At Fxshop24, we specialize in MT4 and MT5 trading tools built specifically for traders who want their indicator logic working in the market 24 hours a day without sitting at a screen. Whether you’re looking to automate a trend-following setup or run a mean reversion system on gold, our automated trading systems cover a wide range of strategies with built-in risk controls. You can also explore our full breakdown of automated system types for MT4/MT5 to find what fits your approach. Every product ships with installation support and lifetime updates.
FAQ
What is indicator-based trading in simple terms?
Indicator-based trading means using mathematical formulas applied to price or volume data to generate buy and sell signals.
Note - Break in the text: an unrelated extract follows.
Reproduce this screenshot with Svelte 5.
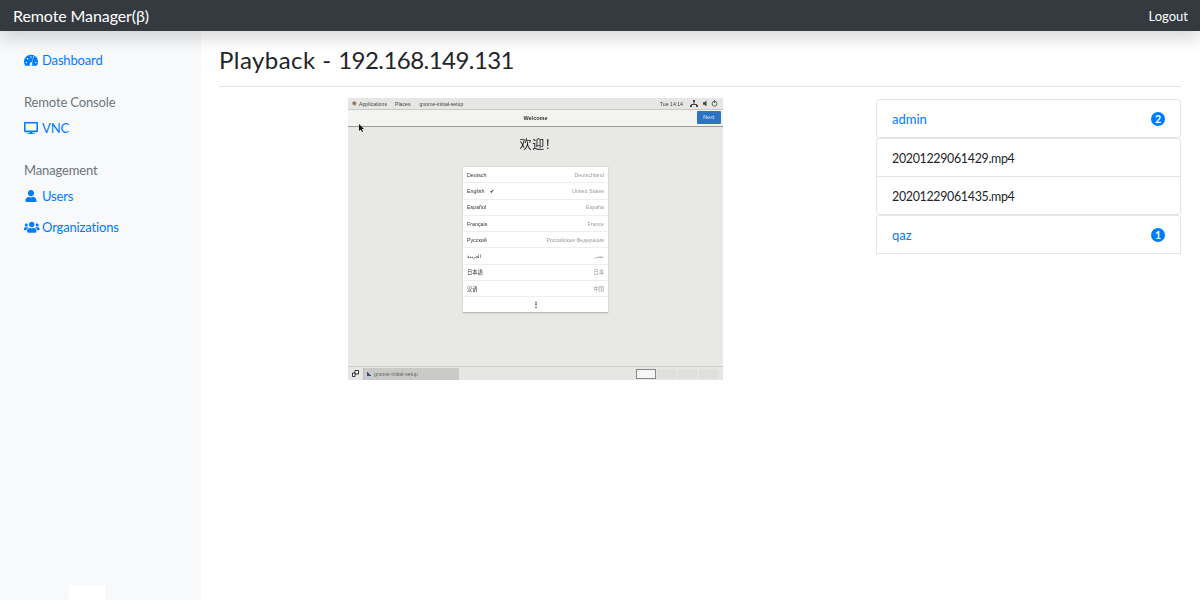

Rather than trading on instinct, you follow defined rules based on what the indicators show.
Which indicators work best for beginners?
For indicator trading for beginners, a 50-period EMA for trend direction and RSI (14) for momentum timing is the most practical starting combination. These two cover the core questions of direction and timing without overcomplicating your decisions.
What are the main benefits of indicator-based trading?
The primary benefits of indicator-based trading include signal clarity, reduced emotional decision-making, and measurable entry and exit rules. Research shows that multi-indicator systems improve risk-adjusted returns by 43% compared to single-indicator approaches.
How many indicators should I use at once?
Most experienced traders use two to four complementary indicators covering trend, momentum, and volume. Using more than four typically causes conflicting signals and increases the risk of emotional trading rather than improving accuracy.
Do I need to backtest my indicator strategy before trading live?
Yes, without exception. Backtesting on historical data helps you understand how your system performs across different market conditions and prevents avoidable losses during the learning phase.